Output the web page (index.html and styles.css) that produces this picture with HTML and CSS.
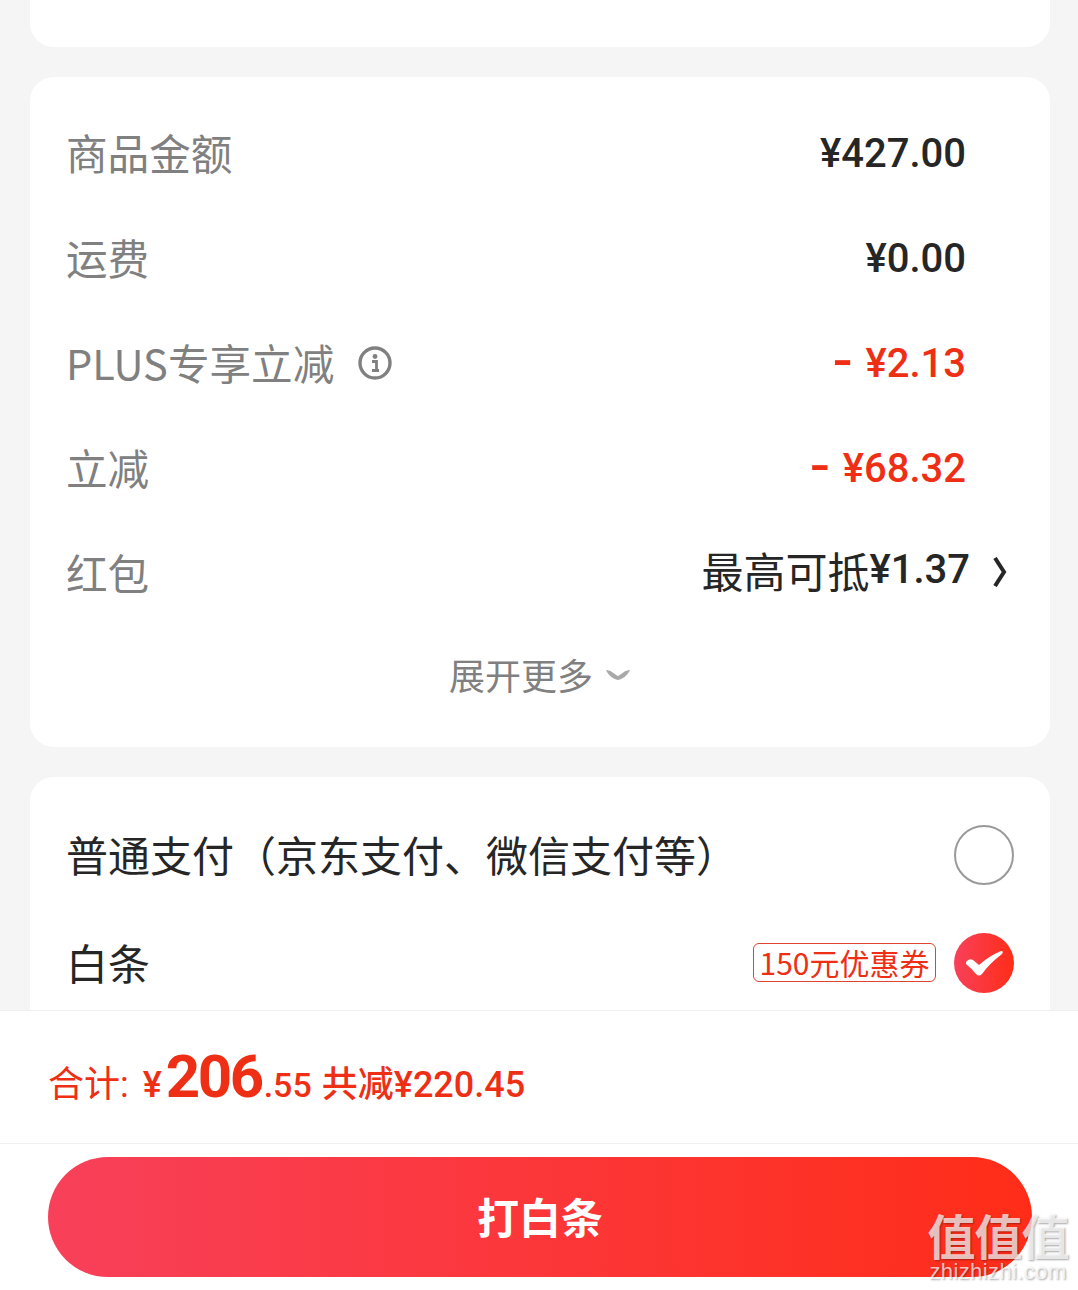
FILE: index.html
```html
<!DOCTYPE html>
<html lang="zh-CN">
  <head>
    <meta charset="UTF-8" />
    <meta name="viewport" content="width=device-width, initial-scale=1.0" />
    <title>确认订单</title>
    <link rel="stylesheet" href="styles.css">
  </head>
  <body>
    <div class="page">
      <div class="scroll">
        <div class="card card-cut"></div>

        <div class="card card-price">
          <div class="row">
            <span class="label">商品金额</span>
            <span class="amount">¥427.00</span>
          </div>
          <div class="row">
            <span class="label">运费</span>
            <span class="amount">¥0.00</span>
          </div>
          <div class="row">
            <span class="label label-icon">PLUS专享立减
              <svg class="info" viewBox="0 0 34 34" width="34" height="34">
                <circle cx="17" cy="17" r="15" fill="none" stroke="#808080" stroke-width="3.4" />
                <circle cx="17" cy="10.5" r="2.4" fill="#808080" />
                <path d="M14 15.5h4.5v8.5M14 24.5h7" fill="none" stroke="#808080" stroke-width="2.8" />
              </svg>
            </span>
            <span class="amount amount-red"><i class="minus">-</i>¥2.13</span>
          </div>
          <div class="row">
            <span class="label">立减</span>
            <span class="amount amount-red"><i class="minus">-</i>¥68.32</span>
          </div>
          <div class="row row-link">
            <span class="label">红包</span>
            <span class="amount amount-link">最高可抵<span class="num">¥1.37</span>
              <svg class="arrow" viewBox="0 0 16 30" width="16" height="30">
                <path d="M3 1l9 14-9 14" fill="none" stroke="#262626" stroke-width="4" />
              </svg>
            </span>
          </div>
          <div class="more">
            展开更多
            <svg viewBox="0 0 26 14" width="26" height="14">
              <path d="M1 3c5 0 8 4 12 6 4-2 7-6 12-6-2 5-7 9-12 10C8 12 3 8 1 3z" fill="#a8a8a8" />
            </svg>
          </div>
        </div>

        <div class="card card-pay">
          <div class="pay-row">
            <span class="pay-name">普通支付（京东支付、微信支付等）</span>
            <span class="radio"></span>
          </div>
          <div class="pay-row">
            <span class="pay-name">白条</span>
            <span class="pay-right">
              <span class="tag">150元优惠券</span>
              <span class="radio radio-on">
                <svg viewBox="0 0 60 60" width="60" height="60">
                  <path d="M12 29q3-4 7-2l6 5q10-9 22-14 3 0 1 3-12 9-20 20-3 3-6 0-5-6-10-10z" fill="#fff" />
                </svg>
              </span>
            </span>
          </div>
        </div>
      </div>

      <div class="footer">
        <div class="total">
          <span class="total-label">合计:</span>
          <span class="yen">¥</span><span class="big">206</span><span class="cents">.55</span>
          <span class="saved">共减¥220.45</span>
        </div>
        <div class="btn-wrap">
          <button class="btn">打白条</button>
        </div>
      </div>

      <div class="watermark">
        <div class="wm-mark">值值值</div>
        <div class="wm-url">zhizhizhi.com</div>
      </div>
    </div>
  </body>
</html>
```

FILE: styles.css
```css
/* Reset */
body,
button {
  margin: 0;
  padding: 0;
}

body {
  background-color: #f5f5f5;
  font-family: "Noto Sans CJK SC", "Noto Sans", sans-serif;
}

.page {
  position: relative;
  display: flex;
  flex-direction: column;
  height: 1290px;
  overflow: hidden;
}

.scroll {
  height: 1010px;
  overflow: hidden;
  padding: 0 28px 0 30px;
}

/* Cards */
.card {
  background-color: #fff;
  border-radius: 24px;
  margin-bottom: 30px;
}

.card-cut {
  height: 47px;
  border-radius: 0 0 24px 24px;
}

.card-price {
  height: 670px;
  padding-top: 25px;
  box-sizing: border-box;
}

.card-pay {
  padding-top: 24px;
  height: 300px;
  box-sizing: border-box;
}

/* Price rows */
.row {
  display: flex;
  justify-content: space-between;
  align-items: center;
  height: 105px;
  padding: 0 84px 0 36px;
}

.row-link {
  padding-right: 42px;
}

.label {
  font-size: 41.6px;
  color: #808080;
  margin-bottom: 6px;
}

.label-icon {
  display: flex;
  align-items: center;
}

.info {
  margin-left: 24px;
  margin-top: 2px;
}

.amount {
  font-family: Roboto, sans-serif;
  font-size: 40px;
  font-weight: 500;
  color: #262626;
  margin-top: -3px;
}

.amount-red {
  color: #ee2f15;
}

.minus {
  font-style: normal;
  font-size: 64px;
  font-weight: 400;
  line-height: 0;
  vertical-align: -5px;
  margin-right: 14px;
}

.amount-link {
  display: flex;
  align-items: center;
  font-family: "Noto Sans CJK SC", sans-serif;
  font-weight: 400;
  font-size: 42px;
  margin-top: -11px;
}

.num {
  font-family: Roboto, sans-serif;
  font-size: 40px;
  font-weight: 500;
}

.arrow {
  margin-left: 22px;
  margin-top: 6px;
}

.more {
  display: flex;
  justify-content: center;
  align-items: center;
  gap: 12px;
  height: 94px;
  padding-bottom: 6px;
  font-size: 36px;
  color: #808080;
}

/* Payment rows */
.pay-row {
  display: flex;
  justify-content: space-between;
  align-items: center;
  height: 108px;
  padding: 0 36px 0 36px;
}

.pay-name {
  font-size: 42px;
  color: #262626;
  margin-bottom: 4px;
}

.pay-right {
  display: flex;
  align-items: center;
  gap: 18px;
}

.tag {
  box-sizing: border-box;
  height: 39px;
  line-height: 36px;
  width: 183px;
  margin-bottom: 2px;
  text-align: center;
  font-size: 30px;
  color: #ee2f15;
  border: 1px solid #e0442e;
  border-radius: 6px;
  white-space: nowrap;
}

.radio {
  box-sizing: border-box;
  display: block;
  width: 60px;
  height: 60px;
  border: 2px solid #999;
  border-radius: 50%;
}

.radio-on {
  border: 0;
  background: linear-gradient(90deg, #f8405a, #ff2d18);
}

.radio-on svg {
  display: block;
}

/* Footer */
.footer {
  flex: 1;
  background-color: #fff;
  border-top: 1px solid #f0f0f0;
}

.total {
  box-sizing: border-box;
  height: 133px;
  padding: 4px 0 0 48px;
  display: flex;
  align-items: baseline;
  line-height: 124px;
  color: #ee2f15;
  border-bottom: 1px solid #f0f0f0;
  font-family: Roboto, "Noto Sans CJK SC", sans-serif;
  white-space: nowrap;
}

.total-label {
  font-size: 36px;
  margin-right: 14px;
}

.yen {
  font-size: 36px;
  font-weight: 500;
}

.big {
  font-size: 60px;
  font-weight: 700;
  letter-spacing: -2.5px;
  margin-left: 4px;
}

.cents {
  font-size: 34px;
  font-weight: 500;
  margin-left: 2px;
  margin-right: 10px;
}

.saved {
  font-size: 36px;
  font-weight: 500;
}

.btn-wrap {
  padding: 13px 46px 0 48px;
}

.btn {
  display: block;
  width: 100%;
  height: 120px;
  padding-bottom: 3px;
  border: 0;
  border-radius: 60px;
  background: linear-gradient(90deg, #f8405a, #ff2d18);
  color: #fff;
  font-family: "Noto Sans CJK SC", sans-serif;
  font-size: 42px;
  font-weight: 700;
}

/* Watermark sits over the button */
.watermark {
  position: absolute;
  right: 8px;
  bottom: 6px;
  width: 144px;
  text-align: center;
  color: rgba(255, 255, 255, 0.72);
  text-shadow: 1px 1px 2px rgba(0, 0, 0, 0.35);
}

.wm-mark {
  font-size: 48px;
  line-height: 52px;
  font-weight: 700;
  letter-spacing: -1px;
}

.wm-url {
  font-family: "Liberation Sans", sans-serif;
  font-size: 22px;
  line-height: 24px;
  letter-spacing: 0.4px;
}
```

• PROMPT
Make an exact copy of the data above, pictures excluded.

• TASK RESULT
Output the web page (index.html and styles.css) that produces this picture with HTML and CSS.
FILE: index.html
```html
<!DOCTYPE html>
<html lang="zh-CN">
  <head>
    <meta charset="UTF-8" />
    <meta name="viewport" content="width=device-width, initial-scale=1.0" />
    <title>确认订单</title>
    <link rel="stylesheet" href="styles.css">
  </head>
  <body>
    <div class="page">
      <div class="scroll">
        <div class="card card-cut"></div>

        <div class="card card-price">
          <div class="row">
            <span class="label">商品金额</span>
            <span class="amount">¥427.00</span>
          </div>
          <div class="row">
            <span class="label">运费</span>
            <span class="amount">¥0.00</span>
          </div>
          <div class="row">
            <span class="label label-icon">PLUS专享立减
              <svg class="info" viewBox="0 0 34 34" width="34" height="34">
                <circle cx="17" cy="17" r="15" fill="none" stroke="#808080" stroke-width="3.4" />
                <circle cx="17" cy="10.5" r="2.4" fill="#808080" />
                <path d="M14 15.5h4.5v8.5M14 24.5h7" fill="none" stroke="#808080" stroke-width="2.8" />
              </svg>
            </span>
            <span class="amount amount-red"><i class="minus">-</i>¥2.13</span>
          </div>
          <div class="row">
            <span class="label">立减</span>
            <span class="amount amount-red"><i class="minus">-</i>¥68.32</span>
          </div>
          <div class="row row-link">
            <span class="label">红包</span>
            <span class="amount amount-link">最高可抵<span class="num">¥1.37</span>
              <svg class="arrow" viewBox="0 0 16 30" width="16" height="30">
                <path d="M3 1l9 14-9 14" fill="none" stroke="#262626" stroke-width="4" />
              </svg>
            </span>
          </div>
          <div class="more">
            展开更多
            <svg viewBox="0 0 26 14" width="26" height="14">
              <path d="M1 3c5 0 8 4 12 6 4-2 7-6 12-6-2 5-7 9-12 10C8 12 3 8 1 3z" fill="#a8a8a8" />
            </svg>
          </div>
        </div>

        <div class="card card-pay">
          <div class="pay-row">
            <span class="pay-name">普通支付（京东支付、微信支付等）</span>
            <span class="radio"></span>
          </div>
          <div class="pay-row">
            <span class="pay-name">白条</span>
            <span class="pay-right">
              <span class="tag">150元优惠券</span>
              <span class="radio radio-on">
                <svg viewBox="0 0 60 60" width="60" height="60">
                  <path d="M12 29q3-4 7-2l6 5q10-9 22-14 3 0 1 3-12 9-20 20-3 3-6 0-5-6-10-10z" fill="#fff" />
                </svg>
              </span>
            </span>
          </div>
        </div>
      </div>

      <div class="footer">
        <div class="total">
          <span class="total-label">合计:</span>
          <span class="yen">¥</span><span class="big">206</span><span class="cents">.55</span>
          <span class="saved">共减¥220.45</span>
        </div>
        <div class="btn-wrap">
          <button class="btn">打白条</button>
        </div>
      </div>

      <div class="watermark">
        <div class="wm-mark">值值值</div>
        <div class="wm-url">zhizhizhi.com</div>
      </div>
    </div>
  </body>
</html>
```

FILE: styles.css
```css
/* Reset */
body,
button {
  margin: 0;
  padding: 0;
}

body {
  background-color: #f5f5f5;
  font-family: "Noto Sans CJK SC", "Noto Sans", sans-serif;
}

.page {
  position: relative;
  display: flex;
  flex-direction: column;
  height: 1290px;
  overflow: hidden;
}

.scroll {
  height: 1010px;
  overflow: hidden;
  padding: 0 28px 0 30px;
}

/* Cards */
.card {
  background-color: #fff;
  border-radius: 24px;
  margin-bottom: 30px;
}

.card-cut {
  height: 47px;
  border-radius: 0 0 24px 24px;
}

.card-price {
  height: 670px;
  padding-top: 25px;
  box-sizing: border-box;
}

.card-pay {
  padding-top: 24px;
  height: 300px;
  box-sizing: border-box;
}

/* Price rows */
.row {
  display: flex;
  justify-content: space-between;
  align-items: center;
  height: 105px;
  padding: 0 84px 0 36px;
}

.row-link {
  padding-right: 42px;
}

.label {
  font-size: 41.6px;
  color: #808080;
  margin-bottom: 6px;
}

.label-icon {
  display: flex;
  align-items: center;
}

.info {
  margin-left: 24px;
  margin-top: 2px;
}

.amount {
  font-family: Roboto, sans-serif;
  font-size: 40px;
  font-weight: 500;
  color: #262626;
  margin-top: -3px;
}

.amount-red {
  color: #ee2f15;
}

.minus {
  font-style: normal;
  font-size: 64px;
  font-weight: 400;
  line-height: 0;
  vertical-align: -5px;
  margin-right: 14px;
}

.amount-link {
  display: flex;
  align-items: center;
  font-family: "Noto Sans CJK SC", sans-serif;
  font-weight: 400;
  font-size: 42px;
  margin-top: -11px;
}

.num {
  font-family: Roboto, sans-serif;
  font-size: 40px;
  font-weight: 500;
}

.arrow {
  margin-left: 22px;
  margin-top: 6px;
}

.more {
  display: flex;
  justify-content: center;
  align-items: center;
  gap: 12px;
  height: 94px;
  padding-bottom: 6px;
  font-size: 36px;
  color: #808080;
}

/* Payment rows */
.pay-row {
  display: flex;
  justify-content: space-between;
  align-items: center;
  height: 108px;
  padding: 0 36px 0 36px;
}

.pay-name {
  font-size: 42px;
  color: #262626;
  margin-bottom: 4px;
}

.pay-right {
  display: flex;
  align-items: center;
  gap: 18px;
}

.tag {
  box-sizing: border-box;
  height: 39px;
  line-height: 36px;
  width: 183px;
  margin-bottom: 2px;
  text-align: center;
  font-size: 30px;
  color: #ee2f15;
  border: 1px solid #e0442e;
  border-radius: 6px;
  white-space: nowrap;
}

.radio {
  box-sizing: border-box;
  display: block;
  width: 60px;
  height: 60px;
  border: 2px solid #999;
  border-radius: 50%;
}

.radio-on {
  border: 0;
  background: linear-gradient(90deg, #f8405a, #ff2d18);
}

.radio-on svg {
  display: block;
}

/* Footer */
.footer {
  flex: 1;
  background-color: #fff;
  border-top: 1px solid #f0f0f0;
}

.total {
  box-sizing: border-box;
  height: 133px;
  padding: 4px 0 0 48px;
  display: flex;
  align-items: baseline;
  line-height: 124px;
  color: #ee2f15;
  border-bottom: 1px solid #f0f0f0;
  font-family: Roboto, "Noto Sans CJK SC", sans-serif;
  white-space: nowrap;
}

.total-label {
  font-size: 36px;
  margin-right: 14px;
}

.yen {
  font-size: 36px;
  font-weight: 500;
}

.big {
  font-size: 60px;
  font-weight: 700;
  letter-spacing: -2.5px;
  margin-left: 4px;
}

.cents {
  font-size: 34px;
  font-weight: 500;
  margin-left: 2px;
  margin-right: 10px;
}

.saved {
  font-size: 36px;
  font-weight: 500;
}

.btn-wrap {
  padding: 13px 46px 0 48px;
}

.btn {
  display: block;
  width: 100%;
  height: 120px;
  padding-bottom: 3px;
  border: 0;
  border-radius: 60px;
  background: linear-gradient(90deg, #f8405a, #ff2d18);
  color: #fff;
  font-family: "Noto Sans CJK SC", sans-serif;
  font-size: 42px;
  font-weight: 700;
}

/* Watermark sits over the button */
.watermark {
  position: absolute;
  right: 8px;
  bottom: 6px;
  width: 144px;
  text-align: center;
  color: rgba(255, 255, 255, 0.72);
  text-shadow: 1px 1px 2px rgba(0, 0, 0, 0.35);
}

.wm-mark {
  font-size: 48px;
  line-height: 52px;
  font-weight: 700;
  letter-spacing: -1px;
}

.wm-url {
  font-family: "Liberation Sans", sans-serif;
  font-size: 22px;
  line-height: 24px;
  letter-spacing: 0.4px;
}
```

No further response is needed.